Because resurrection is a reminder that God still brings dead things back to life. And not always the way we expect it, not always the way that it used to be, but maybe in a brand new way. Maybe the question is not what we lost, but what is God trying to bring back to life in us, in me. Because with God, it doesn’t always mean done.

Living the Life Intended

We hear things like, I’m a sinner, saved by grace. We hear the teachings of the church fathers who believe themselves to be wretched, poor, helpless sinners that are not worthy of God’s love. That may be what they believe about themselves, but that is not what God believes about us. That’s not what the Gospel says. There may be some Christians waiting for death to set them free from sin.

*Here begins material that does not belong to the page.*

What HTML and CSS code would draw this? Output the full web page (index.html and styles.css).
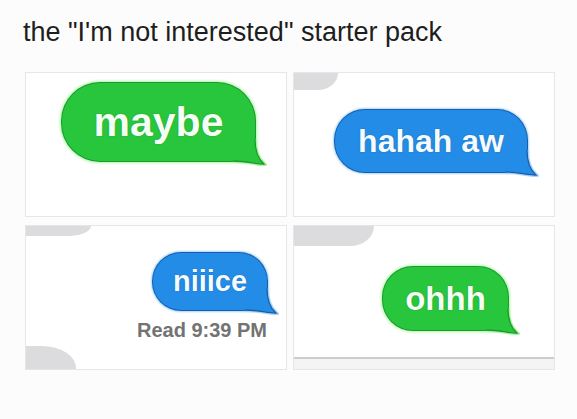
FILE: index.html
```html
<!DOCTYPE html>
<html lang="en">
  <head>
    <meta charset="UTF-8" />
    <meta name="viewport" content="width=device-width, initial-scale=1.0" />
    <title>the "I'm not interested" starter pack</title>
    <link rel="stylesheet" href="styles.css">
  </head>
  <body>
    <h1 class="title">the "I'm not interested" starter pack</h1>
    <div class="pack">
      <div class="panel panel-maybe">
        <div class="bubble green maybe">maybe</div>
      </div>
      <div class="panel panel-haha">
        <span class="cut cut-top-a"></span>
        <div class="bubble blue haha">hahah aw</div>
      </div>
      <div class="panel panel-nice">
        <span class="cut cut-top-b"></span>
        <div class="bubble blue nice">niiice</div>
        <div class="read">Read 9:39 PM</div>
        <span class="cut cut-bottom"></span>
      </div>
      <div class="panel panel-ohhh">
        <span class="cut cut-top-c"></span>
        <div class="bubble green ohhh">ohhh</div>
        <div class="input-bar"></div>
      </div>
    </div>
  </body>
</html>
```

FILE: styles.css
```css
body {
  margin: 0;
  background-color: #fcfcfc;
  font-family: "Liberation Sans", Arial, sans-serif;
}

.title {
  margin: 0;
  padding: 17px 0 0 23px;
  font-size: 27px;
  font-weight: normal;
  line-height: 31px;
  color: #1e1e1e;
}

.pack {
  display: grid;
  grid-template-columns: 262px 262px;
  grid-template-rows: 145px 145px;
  column-gap: 6px;
  row-gap: 8px;
  margin: 24px 0 0 25px;
}

.panel {
  position: relative;
  box-sizing: border-box;
  display: flex;
  overflow: hidden;
  background-color: #fff;
  border: 1px solid #e6e6e6;
}

.panel-maybe {
  padding: 10px 0 0 36px;
  align-items: flex-start;
}

.panel-haha {
  padding: 37px 0 0 41px;
  align-items: flex-start;
}

.panel-nice {
  flex-direction: column;
  align-items: flex-end;
  padding: 27px 19px 0 0;
}

.panel-ohhh {
  flex-direction: column;
  align-items: flex-start;
}

/* message bubbles */
.bubble {
  position: relative;
  display: flex;
  align-items: center;
  justify-content: center;
  border-radius: 30px;
  border-bottom-right-radius: 20px;
  font-weight: bold;
  color: #f4fff4;
}

.bubble::after {
  content: "";
  position: absolute;
  right: -12px;
  bottom: -6px;
  width: 34px;
  height: 28px;
}

.green {
  background-color: #27c63c;
  box-shadow: 0 0 0 1px #1b9a2e, 0 0 3px 2px #a9f5a2;
  text-shadow: 0 0 1px rgba(10, 90, 20, 0.7);
}

.green::after {
  background: url("data:image/svg+xml,%3Csvg xmlns='http://www.w3.org/2000/svg' width='34' height='28' viewBox='0 0 34 28'%3E%3Cpath d='M22 0C22 12 25 20 31 25C24 25.5 14 22 0 22' fill='none' stroke='%23a9f5a2' stroke-width='4'/%3E%3Cpath d='M0 0H22C22 12 25 20 31 25C24 25.5 14 22 0 22Z' fill='%2327c63c'/%3E%3Cpath d='M22 0C22 12 25 20 31 25C24 25.5 14 22 0 22' fill='none' stroke='%231b9a2e' stroke-width='1.3'/%3E%3C/svg%3E") no-repeat;
}

.blue {
  background-color: #238ce6;
  color: #f4fbff;
  box-shadow: 0 0 0 1px #175fae, 0 0 2px 2px #a9d3f5;
  text-shadow: 0 0 1px rgba(10, 50, 110, 0.7);
}

.blue::after {
  background: url("data:image/svg+xml,%3Csvg xmlns='http://www.w3.org/2000/svg' width='34' height='28' viewBox='0 0 34 28'%3E%3Cpath d='M22 0C22 12 25 20 31 25C24 25.5 14 22 0 22' fill='none' stroke='%23a9d3f5' stroke-width='4'/%3E%3Cpath d='M0 0H22C22 12 25 20 31 25C24 25.5 14 22 0 22Z' fill='%23238ce6'/%3E%3Cpath d='M22 0C22 12 25 20 31 25C24 25.5 14 22 0 22' fill='none' stroke='%23175fae' stroke-width='1.3'/%3E%3C/svg%3E") no-repeat;
}

.maybe {
  width: 193px;
  height: 78px;
  border-radius: 38px;
  border-bottom-right-radius: 20px;
  font-size: 41px;
}

.haha {
  width: 192px;
  height: 62px;
  font-size: 32px;
}

.nice {
  width: 114px;
  height: 57px;
  border-radius: 28px;
  border-bottom-right-radius: 20px;
  font-size: 29px;
}

.ohhh {
  width: 125px;
  height: 63px;
  margin: 41px 0 0 89px;
  font-size: 33px;
}

.read {
  margin-top: 9px;
  font-size: 20px;
  font-weight: bold;
  line-height: 23px;
  color: #737373;
}

/* cut-off grey bubbles at the panel edges */
.cut {
  position: absolute;
  left: 0;
  background-color: #dcdcde;
}

.cut-top-a {
  top: 0;
  width: 44px;
  height: 17px;
  border-bottom-right-radius: 20px 17px;
}

.cut-top-b {
  top: 0;
  width: 65px;
  height: 10px;
  border-bottom-right-radius: 23px 10px;
}

.cut-top-c {
  top: 0;
  width: 80px;
  height: 20px;
  border-bottom-right-radius: 24px 20px;
}

.cut-bottom {
  bottom: 0;
  width: 50px;
  height: 23px;
  border-top-right-radius: 34px 22px;
}

.input-bar {
  align-self: stretch;
  margin-top: auto;
  height: 10px;
  border-top: 2px solid #cdcdcd;
  background-color: #f4f4f4;
}
```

So here’s a question for us. If death is what ultimately sets us free from sin and joins us in union with God, then what saves us? Death or Jesus? The Bible I read and the Bible we read makes it pretty clear that Jesus is the Savior. So that means we need to stop waiting for death to send us to heaven and start living like Jesus. Jesus brought heaven to earth. If we’re in Christ, the Spirit of God lives in us. And where the Spirit of the Lord is, there is freedom from everything we’ve ever done as a result of being born into God’s family. We have freedom from every temptation that still tries to redefine, reidentify it.

As a result of death and resurrection of Jesus, we’ve been given a blood transfusion and we now bear the image of the Holy God. So do you believe the Easter Harp? Today is a moment when we get to choose to believe the message of the resurrection. That Jesus died and rose. The moment that we live in our faith. To tell ourselves in him is life. And living the rest of our life in him is what this life was intended for. Amen.